4.  The decoder block works on a new sequence of text tokens and uses the embeddings generated by the encoder to generate an appropriate natural language output.
5.  For example, given an input sequence like "When my dog was", the model can use the attention technique to analyze the input tokens and the semantic attributes encoded in the embeddings to predict an appropriate completion of the sentence, such as "a puppy".

# 

### Tokenization
-   Tokenization is the process of breaking down text into smaller units called tokens.


### Embeddings
- Embeddings are a powerful concept in machine learning that involve representing complex data (like text, images, or audio) as numerical vectors. 
-   These vectors capture the essence of the data, allowing machines to understand and process information in a way that's more meaningful than raw data.

In [None]:
#Word Embedding Using Word2Vec
from gensim.models import Word2Vec

# Sample sentences
sentences = [["I", "love", "NLP"], ["Transformers", "are", "amazing"]]

# Train Word2Vec model
model = Word2Vec(sentences, vector_size=50, window=5, min_count=1, workers=2)

# Get the embedding for a word
embedding = model.wv["NLP"]
print(embedding)


### Attention
-   Attention is a mechanism that allows a model to focus on specific parts of the input when making predictions. 
-   It helps the model decide which words (or tokens) in a sequence are most relevant to the current task. 
-   This is especially important in tasks like machine translation, text summarization, and generative text, where understanding relationships between tokens is key.

Process :
1. A sequence of token embeddings is fed into the attention layer.

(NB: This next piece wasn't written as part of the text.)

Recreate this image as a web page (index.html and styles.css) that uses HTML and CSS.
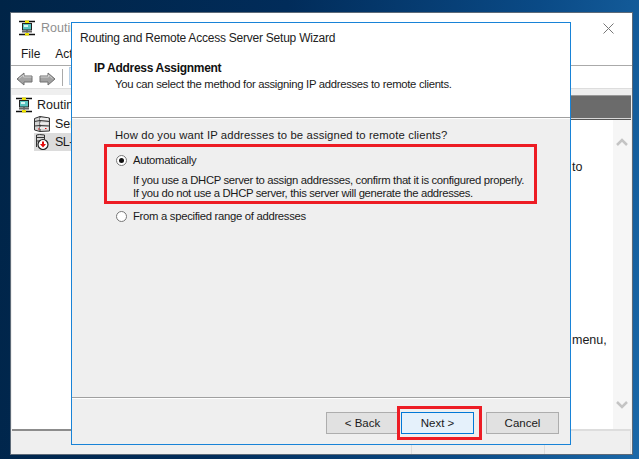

Each token is represented as a vector of numeric values.
2. The goal in a decoder is to predict the next token in the sequence, which will also be a vector that aligns to an embedding in the model’s vocabulary.
3. The attention layer evaluates the sequence so far and assigns weights to each token to represent their relative influence on the next token.
4. The weights can be used to compute a new vector for the next token with an attention score. Multi-head attention uses different elements in the embeddings to calculate 5. multiple alternative tokens.
5. A fully connected neural network uses the scores in the calculated vectors to predict the most probable token from the entire vocabulary.
6. The predicted output is appended to the sequence so far, which is used as the input for the next iteration.